Alex Minnaar

## Deep Learning GPU Performance Analysis: Memory Bound vs Math Bound Operations

11 Apr 2020

Determining whether a GPU operation is memory bound vs math bound is a crucial step in performance analysis because it informs the strategies to optimize the operation. Generally, a memory bound GPU operation is one where the overall computation time is dominated by memory access rather than the actual computation. Conversely a math bound operation is one in which the computation time is dominated by the actual computation rather than memory access.

## Arithmetic Intensity and Ops/Bytes Ratio

Whether your GPU operation is bound by memory or by math depends on the following fundamental factors.

1. How many math operations are required.
2. How many memory accesses are required.
3. The memory bandwidth of the particular device you are using.
4. The math bandwidth of the particular device you are using.

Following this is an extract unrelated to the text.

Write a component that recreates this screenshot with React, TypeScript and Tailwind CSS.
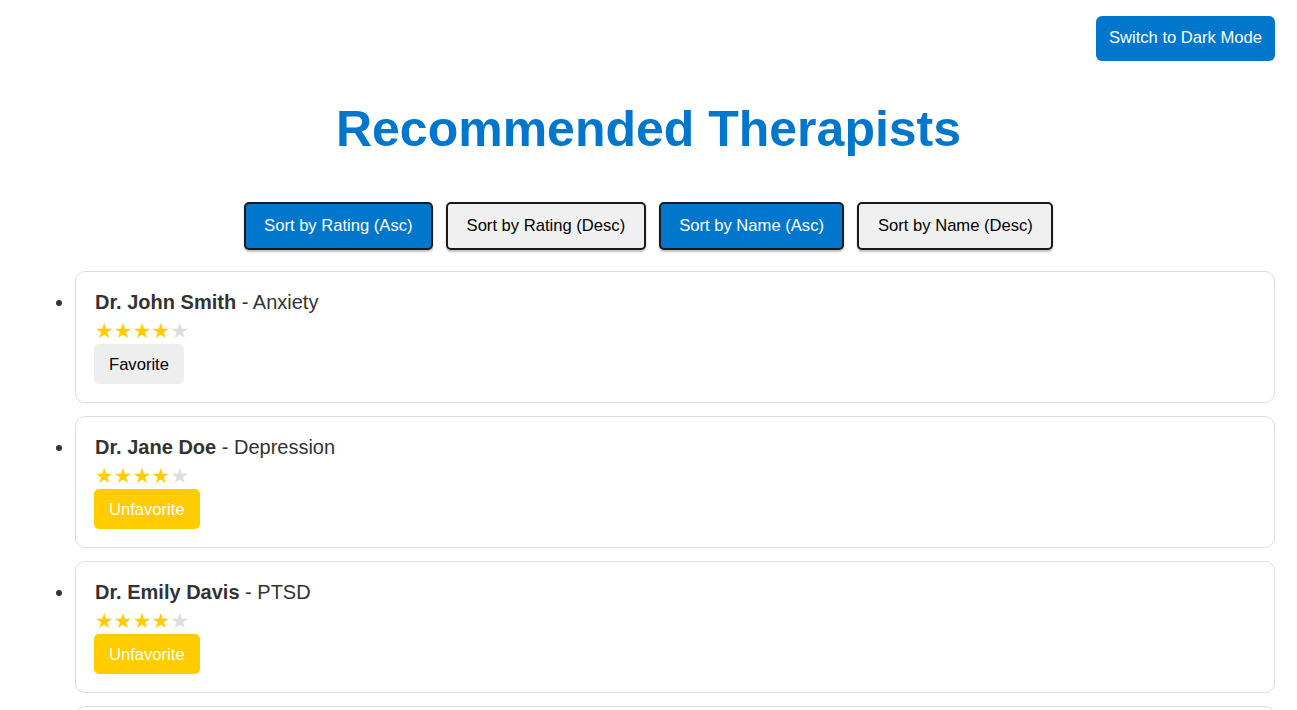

There are other more obscure factors that come into play as well but these are the most fundamental. It is important to note that the first two factors are related to the actual implemenation of the GPU operation and the last two are related to the actual device on which you are performing it.

More concretely, the amount of time the operation spends accessing memory is equal to the number of bytes accessed divided by the device’s memory bandwidth i.e.

$t_{mem} = \frac{\# bytes}{BW_{mem}}$

Similarly, the amount of time the operation spends on math is equal to the number of math operations required divided by the devices math bandwidth i.e.

$t_{math} = \frac{\# ops}{BW_{math}}$

Consequently, the GPU operation is math bound if $$t_{math} > t_{mem}$$ and memory bound if $$t_{mem} > t_{math}$$. But it is often more convenient to use a bit of algebra to put the the device-level terms and operation-level terms on the same side such that a math bound operation would be one where

$\frac{\# ops}{\# bytes} > \frac{BW_{math}}{BW_{mem}}$

and a memory bound operation would be one where

$\frac{\# ops}{\# bytes} < \frac{BW_{math}}{BW_{mem}}$

The left-hand side of the inequality is called the operation’s arithmetic intensity and the right-hand side is called the ops/bytes ratio. So by calculating an operation’s arithmetic intensity and comparing it to the device’s ops/bytes ratio you can determine whether the operation is math-bound of memory-bound. It should also be noted that this comparison is only valid if the GPUs math and memory bandwidths are fully utilized, if not then the operation could instead be latency bound.

In terms of common deep learning operations, the following are typically memory bound due to the fact that they perform few operations per bytes accessed.

1. Activation function computations (e.g. sigmoid, ReLU, etc.).
2. Reduction operations (e.g. pooling layers in CNNs, batch normalization, SoftMax, etc.).

Math bound operations tend to involve large matrix multiplications. For example, a fully-connected layer could be math bound given that the input and weight matrices are large enough.

## How do you Actually get the Numbers?

The memory and math bandwidth numbers are device dependent and can be looked up on the Nvidia GPU wiki page. As for the number of math operations and bytes accessed, this can be obtained from a profiling tool. A good choice for PyTorch profiling is PyProf. This tool can profile each kernel op in your PyTorch code and give you a report of all its relevant evaluation numbers in the following way. Here the FLOPs column provides the number of math operations and the Bytes column provides the number of bytes accessed. Now you have all the information required to compute the arithmetic intensity, the ops/bytes ratio, $$t_{mem}$$, and $$t_{math}$$.

Additionally, PyProf provides the silicon time for each kernel op which is the total amount of time it takes to execute. You can compare the silicon time to the expected amount of time that the operation should take based on the GPU’s bandwidth i.e. $$\max(t_{mem}, t_{math})$$. If the silicon time is significantly greater than the expected time then that might indicate that there is an opportunity for optimization (note however that this is only a first approximation).